The works of Terri Windling

8 Dec

Terri Windling is an author and editor whom I hold in the very highest regard for her contribution to the fantasy field. Although she is a writer of some note (having won the Mythopoeic Award for her haunting novel The Wood Wife), she is also the editor of over thirty anthologies of speculative fiction and in this role she has done more than almost anyone else to keep the genre of the fantasy short story alive. In her capacity as a writer, she was one of the founders of the urban fantasy genre alongside her great friend Charles De Lint in the 1980s and, as an editor, was a major contributer to the late 20th century resurgence in interest in mythic fiction and fairy tales, often with another of her good friends Ellen Datlow. She has been justly rewarded for her work as an anthologist, winning an impressive haul of 9 World Fantasy Awards and the Bram Stoker Award. Beyond awards though, what distinguishes Windling’s anthologies, in particular the now semi-legendary Year’s Best Fantasy and Horror, was the fact that they reached out beyond the boundaries of genre fantasy to a mainstream audience by virtue of the variety and sheer quality of the short stories which they included.
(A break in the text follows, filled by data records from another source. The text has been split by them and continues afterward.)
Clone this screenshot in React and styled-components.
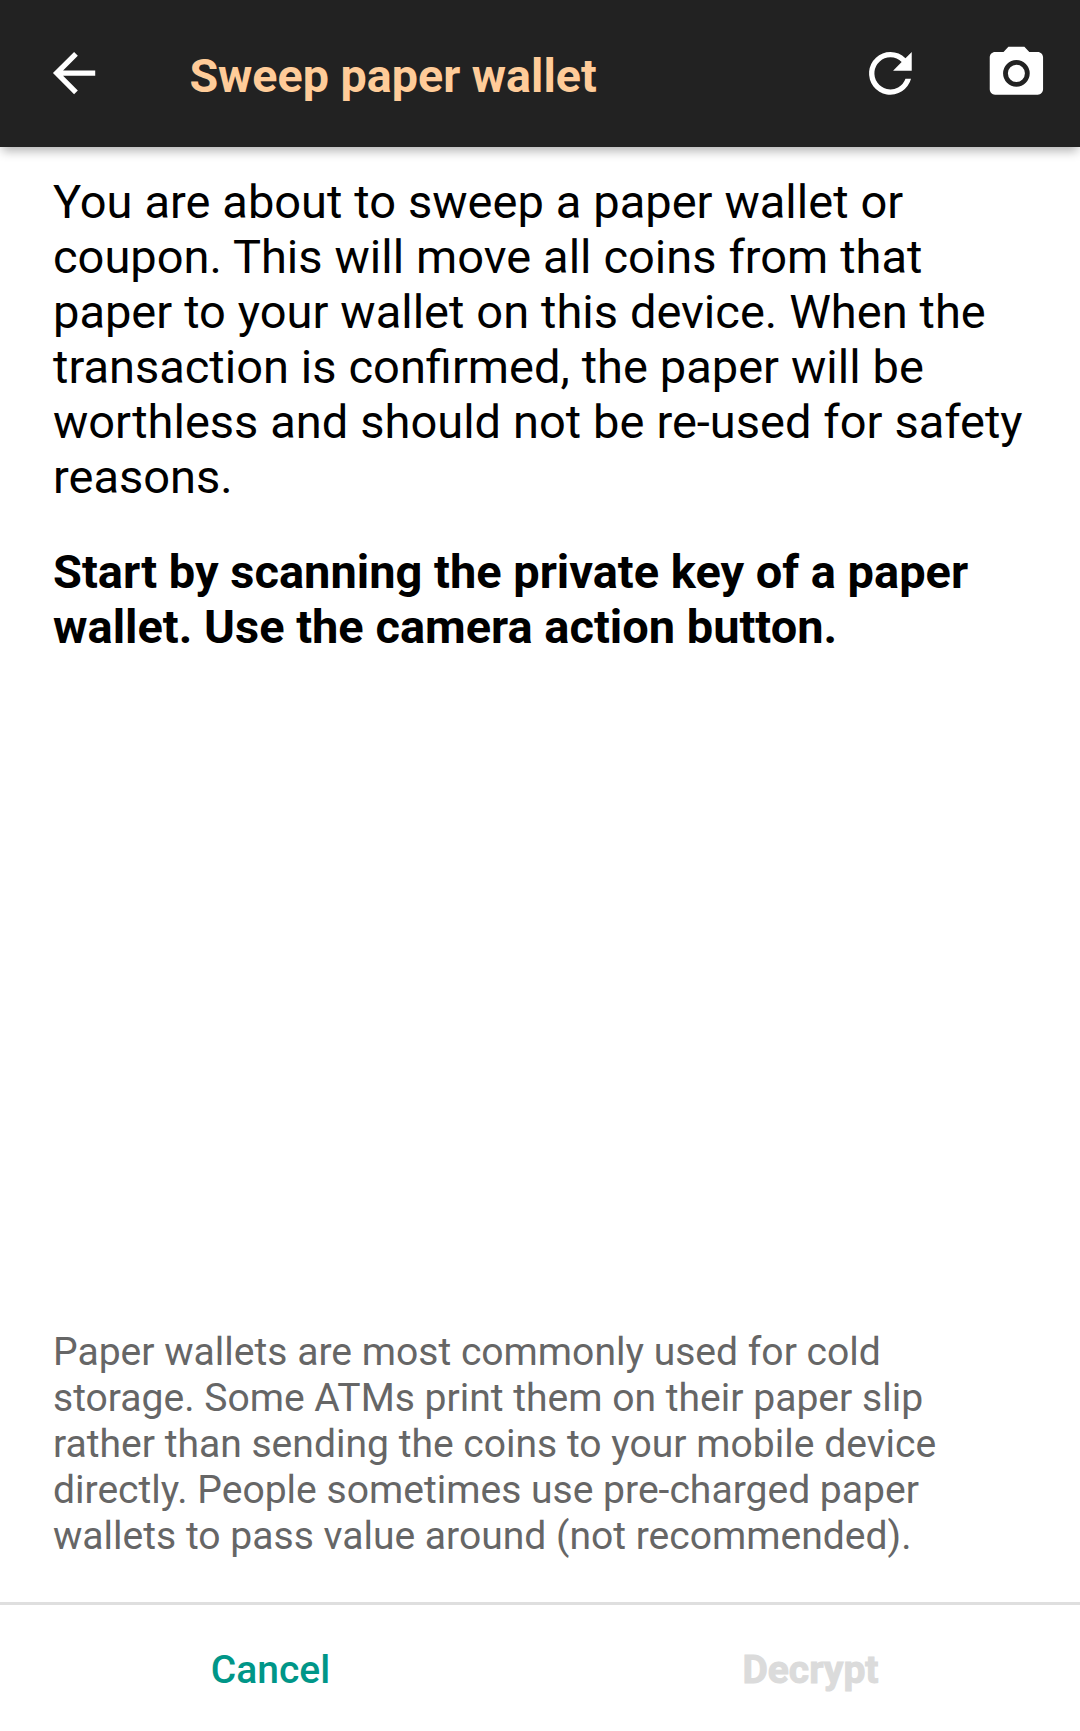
import React from 'react';
import styled, { createGlobalStyle } from 'styled-components';

const Global = createGlobalStyle`
  body { margin: 0; background: #fff; }
  * { box-sizing: border-box; }
`;
const Screen = styled.div`
  width: 1080px;
  height: 1731px;
  display: flex;
  flex-direction: column;
  font-family: Roboto, sans-serif;
  background: #fff;
  overflow: hidden;
`;
const Bar = styled.header`
  height: 147px;
  flex: none;
  display: flex;
  align-items: center;
  padding: 0 32px 1px 42px;
  background: #222;
  box-shadow: 0 6px 10px -2px rgba(0, 0, 0, 0.3);
`;
const IconButton = styled.button`
  border: 0;
  padding: 0;
  background: none;
  color: #fff;
  display: flex;
  margin-left: ${(p) => p.$gap || 0}px;
`;
const Title = styled.h1`
  margin: 6px auto 0 84px;
  font-size: 46.65px;
  line-height: 56px;
  font-weight: 700;
  color: #ffcc99;
`;
const Body = styled.main`
  flex: 1;
  display: flex;
  flex-direction: column;
  padding: 27px 48px 0 53px;
`;
const Text = styled.p`
  margin: 0 0 40px;
  font-size: ${(p) => (p.$bold ? 46.97 : 47)}px;
  line-height: 55px;
  font-weight: ${(p) => (p.$bold ? 700 : 400)};
  word-spacing: ${(p) => (p.$bold ? 0 : 0.3)}px;
  white-space: nowrap;
  color: #000;
`;
const Hint = styled.p`
  margin: auto 0 43px;
  font-size: 39.07px;
  line-height: 46px;
  color: #666;
`;
const Footer = styled.footer`
  flex: none;
  height: 129px;
  display: flex;
  border-top: 3px solid #dfdfdf;
`;
const Action = styled.button`
  flex: 1;
  border: 0;
  padding: 4px 0 0 1px;
  background: none;
  font: ${(p) => (p.disabled ? 700 : 500)} 39px Roboto, sans-serif;
  color: ${(p) => (p.disabled ? '#dbdbdb' : '#009688')};
  -webkit-text-stroke: ${(p) => (p.disabled ? 1 : 0)}px currentColor;
`;
const Icon = ({ d, size }) => (
  <svg width={size} height={size} viewBox="-0.15 -0.14 24 24" fill="currentColor"><path d={d} /></svg>
);

export default function App() {
  return (
    <Screen>
      <Global />
      <Bar>
        <IconButton aria-label="Back"><Icon size={63.4} d="M20 11H7.83l5.59-5.59L12 4l-8 8 8 8 1.41-1.41L7.83 13H20v-2z" /></IconButton>
        <Title>Sweep paper wallet</Title>
        <IconButton aria-label="Reload"><Icon size={64} d="M17.65 6.35A7.958 7.958 0 0 0 12 4a8 8 0 1 0 7.73 10h-2.08A6 6 0 1 1 12 6c1.66 0 3.14.69 4.22 1.78L13 11h7V4l-2.35 2.35z" /></IconButton>
        <IconButton aria-label="Scan" $gap={62}><Icon size={64} d="M9 2 7.17 4H4c-1.1 0-2 .9-2 2v12c0 1.1.9 2 2 2h16c1.1 0 2-.9 2-2V6c0-1.1-.9-2-2-2h-3.17L15 2H9zm3 15a5 5 0 1 1 0-10 5 5 0 0 1 0 10zm0-1.8a3.2 3.2 0 1 0 0-6.4 3.2 3.2 0 0 0 0 6.4z" /></IconButton>
      </Bar>
      <Body>
        <Text>You are about to sweep a paper wallet or<br />coupon. This will move all coins from that<br />paper to your wallet on this device. When the<br />transaction is confirmed, the paper will be<br />worthless and should not be re-used for safety<br />reasons.</Text>
        <Text $bold>Start by scanning the private key of a paper<br />wallet. Use the camera action button.</Text>
        <Hint>Paper wallets are most commonly used for cold<br />storage. Some ATMs print them on their paper slip<br />rather than sending the coins to your mobile device<br />directly. People sometimes use pre-charged paper<br />wallets to pass value around (not recommended).</Hint>
      </Body>
      <Footer>
        <Action>Cancel</Action>
        <Action disabled>Decrypt</Action>
      </Footer>
    </Screen>
  );
}
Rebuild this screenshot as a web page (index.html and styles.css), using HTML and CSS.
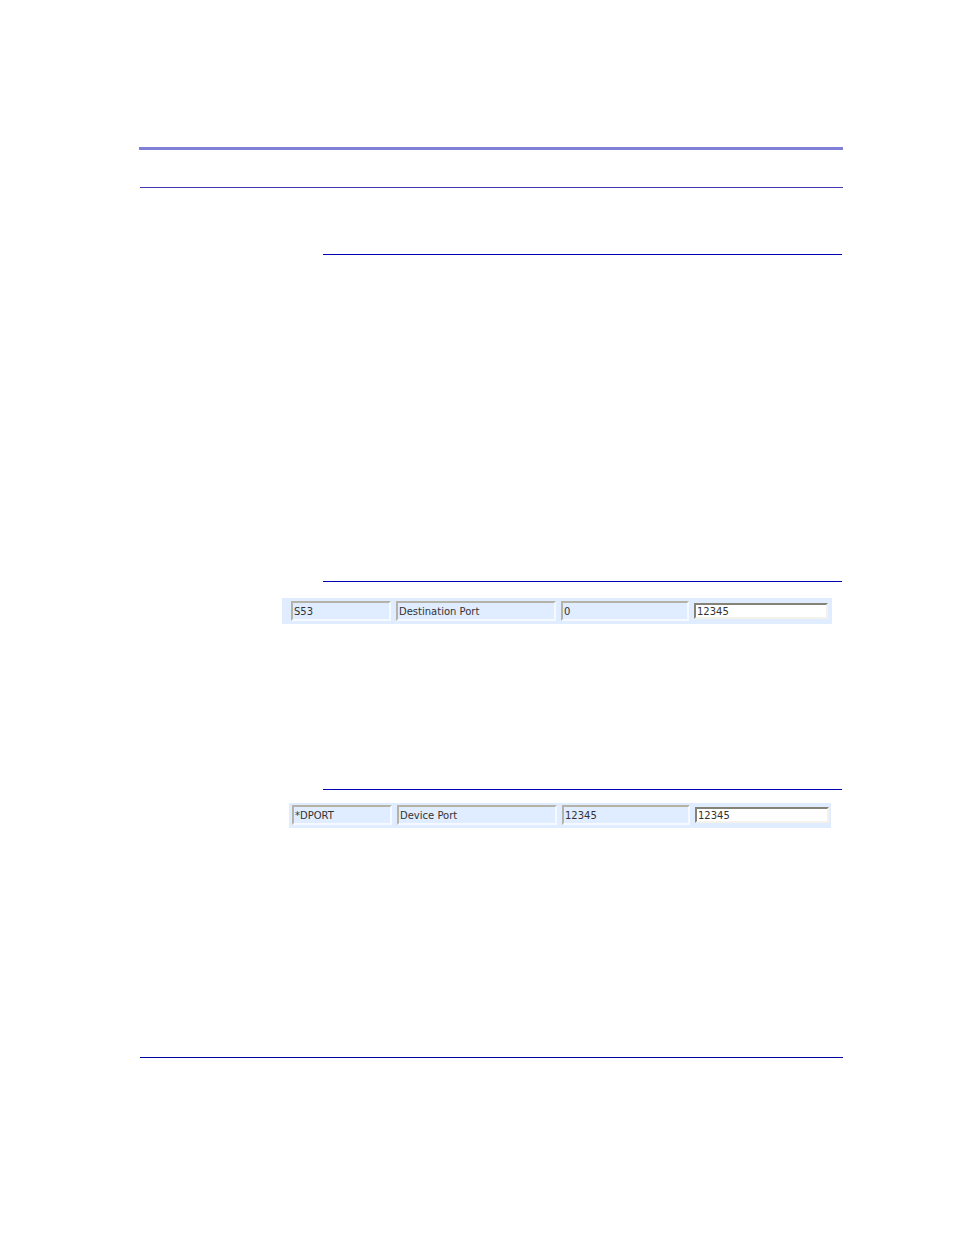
FILE: index.html
```html
<!DOCTYPE html>
<html lang="en">
<head>
    <meta charset="UTF-8">
    <meta name="viewport" content="width=device-width, initial-scale=1.0">
    <title>Port Settings</title>
    <link rel="stylesheet" href="styles.css">
</head>
<body>
    <div class="page">
        <header class="page-header"></header>

        <main class="content">
            <section class="section intro"></section>

            <section class="section destination">
                <form class="register-row">
                    <input class="cell" type="text" value="S53" aria-label="Register" readonly>
                    <input class="cell" type="text" value="Destination Port" aria-label="Description" readonly>
                    <input class="cell" type="text" value="0" aria-label="Current value" readonly>
                    <input class="cell editable" type="text" value="12345" aria-label="New value">
                </form>
            </section>

            <section class="section device">
                <form class="register-row compact">
                    <input class="cell" type="text" value="*DPORT" aria-label="Command" readonly>
                    <input class="cell" type="text" value="Device Port" aria-label="Description" readonly>
                    <input class="cell" type="text" value="12345" aria-label="Current value" readonly>
                    <input class="cell editable" type="text" value="12345" aria-label="New value">
                </form>
            </section>
        </main>

        <footer class="page-footer"></footer>
    </div>
</body>
</html>
```

FILE: styles.css
```css
* {
    margin: 0;
    padding: 0;
    box-sizing: border-box;
}

body {
    font-family: "DejaVu Sans", Verdana, sans-serif;
    background: white;
}

.page {
    padding: 147px 111px 0 139px;
}

/* Thick rule on top, thin rule below */
.page-header {
    height: 40px;
    border-top: 3px solid #8080d8;
}

.content {
    margin-left: 1px;
    border-top: 1px solid #4338b0;
    padding-top: 66px;
}

/* The section rule starts at the text column */
.section::before {
    content: "";
    display: block;
    height: 1px;
    margin: 0 1px 0 183px;
    background: #0000b0;
}

.intro {
    min-height: 327px;
}

.destination {
    min-height: 208px;
}

.device {
    min-height: 268px;
}

.register-row {
    display: grid;
    grid-template-columns: 100fr 160fr 128fr 134fr;
    align-items: center;
    gap: 5px;
    margin: 16px 11px 0 142px;
    padding: 3px 4px 3px 9px;
    background: #e0ecff;
}

.register-row.compact {
    margin: 13px 12px 0 149px;
    padding: 2px 2px 3px 3px;
}

.cell {
    width: 100%;
    min-width: 0;
    height: 20px;
    padding: 0 1px;
    border: 2px solid;
    border-color: #b5b2a8 #f6f9ff #f6f9ff #b5b2a8;
    background: #e0ecff;
    color: #333;
    font-family: inherit;
    font-size: 10px;
}

.cell.editable {
    height: 16px;
    border-color: #858278 #f4f2ea #f4f2ea #858278;
    background: white;
}

.page-footer {
    margin-left: 1px;
    border-top: 1px solid #0000a0;
}
```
Now sadly defunct, The Year’s Best Fantasy and Horror, which Windling left before the end of its run (resulting, in my view, in a marked drop in the quality of stories which the anthology featured) was a showcase for urban fantasy, gothic punk, magic realism, surrealism, postmodernism, poetry and other forms of magical literature. It is a testament to the quality of this and the other anthologies in which Windling was involved that the writers featured therein went on to have massively successful careers, including Jane Yolen, Charles De Lint, Neil Gaiman, James P Blaylock, Nina Kiriki Hoffman, Poppy Z Brite, Kristine Kathryn Rusch and a multitude of others.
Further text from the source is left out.